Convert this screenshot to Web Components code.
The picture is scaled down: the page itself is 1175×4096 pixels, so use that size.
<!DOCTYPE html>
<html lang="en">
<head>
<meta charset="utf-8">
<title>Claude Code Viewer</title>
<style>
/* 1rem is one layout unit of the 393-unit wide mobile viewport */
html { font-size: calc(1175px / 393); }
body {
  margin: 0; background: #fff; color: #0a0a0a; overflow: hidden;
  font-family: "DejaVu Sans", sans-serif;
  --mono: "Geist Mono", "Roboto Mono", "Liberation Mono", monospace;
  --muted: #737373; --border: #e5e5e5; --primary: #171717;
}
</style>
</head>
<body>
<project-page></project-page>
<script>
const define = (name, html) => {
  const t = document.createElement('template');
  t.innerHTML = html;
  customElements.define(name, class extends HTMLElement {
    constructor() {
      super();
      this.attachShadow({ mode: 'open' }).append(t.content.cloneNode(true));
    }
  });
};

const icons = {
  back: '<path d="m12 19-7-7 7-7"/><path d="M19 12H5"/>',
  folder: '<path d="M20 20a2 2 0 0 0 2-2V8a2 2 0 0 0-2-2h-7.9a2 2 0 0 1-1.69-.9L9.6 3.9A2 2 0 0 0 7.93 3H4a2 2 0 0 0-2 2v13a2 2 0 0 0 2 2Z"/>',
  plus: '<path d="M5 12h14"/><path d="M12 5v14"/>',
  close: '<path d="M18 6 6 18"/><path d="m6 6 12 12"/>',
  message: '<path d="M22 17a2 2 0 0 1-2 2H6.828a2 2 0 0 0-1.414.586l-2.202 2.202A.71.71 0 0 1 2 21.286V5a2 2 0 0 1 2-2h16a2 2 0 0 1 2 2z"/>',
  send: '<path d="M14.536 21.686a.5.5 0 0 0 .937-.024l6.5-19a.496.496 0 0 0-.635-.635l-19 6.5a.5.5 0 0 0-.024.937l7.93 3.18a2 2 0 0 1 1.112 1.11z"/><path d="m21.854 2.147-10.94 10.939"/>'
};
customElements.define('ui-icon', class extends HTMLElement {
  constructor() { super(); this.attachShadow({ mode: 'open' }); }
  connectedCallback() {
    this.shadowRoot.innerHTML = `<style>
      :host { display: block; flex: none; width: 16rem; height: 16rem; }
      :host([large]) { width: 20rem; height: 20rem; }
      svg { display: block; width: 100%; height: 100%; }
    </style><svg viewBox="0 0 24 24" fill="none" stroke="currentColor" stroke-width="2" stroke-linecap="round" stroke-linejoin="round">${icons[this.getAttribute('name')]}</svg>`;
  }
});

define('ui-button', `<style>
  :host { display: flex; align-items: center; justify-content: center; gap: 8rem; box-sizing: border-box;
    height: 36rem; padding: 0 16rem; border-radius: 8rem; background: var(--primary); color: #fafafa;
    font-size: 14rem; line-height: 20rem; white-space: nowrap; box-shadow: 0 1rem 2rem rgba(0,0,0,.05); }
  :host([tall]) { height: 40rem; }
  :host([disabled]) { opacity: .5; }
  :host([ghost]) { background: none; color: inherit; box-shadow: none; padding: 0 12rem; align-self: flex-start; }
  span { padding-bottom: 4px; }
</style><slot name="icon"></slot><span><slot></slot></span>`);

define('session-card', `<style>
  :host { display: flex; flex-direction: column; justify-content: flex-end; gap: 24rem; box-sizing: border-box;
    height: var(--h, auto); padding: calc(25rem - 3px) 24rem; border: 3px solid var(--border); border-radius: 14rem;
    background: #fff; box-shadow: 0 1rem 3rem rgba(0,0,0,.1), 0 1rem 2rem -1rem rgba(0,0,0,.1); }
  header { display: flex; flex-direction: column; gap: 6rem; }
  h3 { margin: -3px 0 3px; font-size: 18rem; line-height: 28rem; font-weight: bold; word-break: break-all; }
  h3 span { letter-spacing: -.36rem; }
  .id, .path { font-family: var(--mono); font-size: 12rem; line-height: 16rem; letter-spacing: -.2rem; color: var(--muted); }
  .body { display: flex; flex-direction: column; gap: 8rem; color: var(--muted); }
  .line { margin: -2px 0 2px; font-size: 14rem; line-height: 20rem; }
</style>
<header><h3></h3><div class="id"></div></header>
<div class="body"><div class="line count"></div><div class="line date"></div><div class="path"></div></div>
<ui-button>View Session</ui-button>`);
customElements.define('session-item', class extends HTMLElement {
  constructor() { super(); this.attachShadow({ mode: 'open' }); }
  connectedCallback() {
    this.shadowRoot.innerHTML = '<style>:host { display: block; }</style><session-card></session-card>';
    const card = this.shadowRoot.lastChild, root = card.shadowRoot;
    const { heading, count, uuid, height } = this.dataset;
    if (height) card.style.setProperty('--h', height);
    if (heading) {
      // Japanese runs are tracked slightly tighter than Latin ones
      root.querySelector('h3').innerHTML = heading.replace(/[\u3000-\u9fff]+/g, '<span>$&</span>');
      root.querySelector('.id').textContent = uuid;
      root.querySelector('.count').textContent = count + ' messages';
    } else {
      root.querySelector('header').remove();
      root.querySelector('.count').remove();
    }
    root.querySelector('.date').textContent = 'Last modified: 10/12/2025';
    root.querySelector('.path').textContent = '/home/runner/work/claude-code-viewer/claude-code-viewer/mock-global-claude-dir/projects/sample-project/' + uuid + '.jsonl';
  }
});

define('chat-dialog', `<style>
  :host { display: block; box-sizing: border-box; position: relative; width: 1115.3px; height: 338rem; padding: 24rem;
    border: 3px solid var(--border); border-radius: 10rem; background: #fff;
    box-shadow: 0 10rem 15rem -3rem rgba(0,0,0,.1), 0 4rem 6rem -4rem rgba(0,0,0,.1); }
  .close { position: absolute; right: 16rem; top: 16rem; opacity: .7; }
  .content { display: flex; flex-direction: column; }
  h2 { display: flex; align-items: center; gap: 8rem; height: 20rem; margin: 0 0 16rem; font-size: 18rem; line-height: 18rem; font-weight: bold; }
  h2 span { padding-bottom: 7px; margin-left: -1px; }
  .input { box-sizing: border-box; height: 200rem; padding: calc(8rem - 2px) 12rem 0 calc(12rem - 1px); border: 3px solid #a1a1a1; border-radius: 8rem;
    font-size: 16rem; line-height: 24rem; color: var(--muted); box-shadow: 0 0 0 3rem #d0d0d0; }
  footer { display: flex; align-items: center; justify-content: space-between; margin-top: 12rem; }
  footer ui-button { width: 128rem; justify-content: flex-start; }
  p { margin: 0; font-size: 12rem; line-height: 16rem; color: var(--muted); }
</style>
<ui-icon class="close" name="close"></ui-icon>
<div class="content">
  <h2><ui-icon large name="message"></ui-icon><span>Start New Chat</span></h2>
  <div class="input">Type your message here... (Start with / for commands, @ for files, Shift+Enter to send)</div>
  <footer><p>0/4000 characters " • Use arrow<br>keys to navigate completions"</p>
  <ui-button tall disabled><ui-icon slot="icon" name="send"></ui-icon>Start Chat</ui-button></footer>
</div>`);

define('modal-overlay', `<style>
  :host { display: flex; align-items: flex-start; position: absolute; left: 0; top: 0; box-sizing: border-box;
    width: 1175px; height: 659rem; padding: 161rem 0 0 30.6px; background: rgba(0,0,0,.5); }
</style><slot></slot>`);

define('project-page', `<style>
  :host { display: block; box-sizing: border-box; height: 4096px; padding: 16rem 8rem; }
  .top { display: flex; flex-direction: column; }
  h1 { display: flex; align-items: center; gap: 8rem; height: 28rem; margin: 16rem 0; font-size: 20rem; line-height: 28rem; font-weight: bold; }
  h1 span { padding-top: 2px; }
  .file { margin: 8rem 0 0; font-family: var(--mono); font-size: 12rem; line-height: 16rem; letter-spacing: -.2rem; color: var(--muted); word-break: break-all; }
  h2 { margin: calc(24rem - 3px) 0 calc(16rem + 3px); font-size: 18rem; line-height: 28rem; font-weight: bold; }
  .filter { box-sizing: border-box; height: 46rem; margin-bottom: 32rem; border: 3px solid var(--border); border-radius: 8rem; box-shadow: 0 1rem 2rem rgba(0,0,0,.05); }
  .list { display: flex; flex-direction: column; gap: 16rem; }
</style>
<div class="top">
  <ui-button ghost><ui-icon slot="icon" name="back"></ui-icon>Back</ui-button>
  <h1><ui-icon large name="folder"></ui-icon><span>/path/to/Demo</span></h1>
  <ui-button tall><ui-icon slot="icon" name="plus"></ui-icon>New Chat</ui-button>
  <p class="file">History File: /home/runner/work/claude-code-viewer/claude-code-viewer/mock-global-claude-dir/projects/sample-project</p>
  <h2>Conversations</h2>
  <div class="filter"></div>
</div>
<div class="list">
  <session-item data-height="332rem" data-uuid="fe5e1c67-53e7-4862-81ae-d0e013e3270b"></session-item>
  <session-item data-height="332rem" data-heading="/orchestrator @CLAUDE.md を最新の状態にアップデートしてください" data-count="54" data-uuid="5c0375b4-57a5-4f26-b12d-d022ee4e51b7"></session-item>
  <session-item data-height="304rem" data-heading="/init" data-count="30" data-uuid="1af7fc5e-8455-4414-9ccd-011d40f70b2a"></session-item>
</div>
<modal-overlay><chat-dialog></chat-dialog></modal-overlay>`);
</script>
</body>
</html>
......
EXERCISE DETAILS.
Where a line holds "page", copy it out.

SOLUTION TO THIS PROBLEM.
The picture is scaled down: the page itself is 1175×4096 pixels, so use that size.
<project-page></project-page>
define('project-page', `<style>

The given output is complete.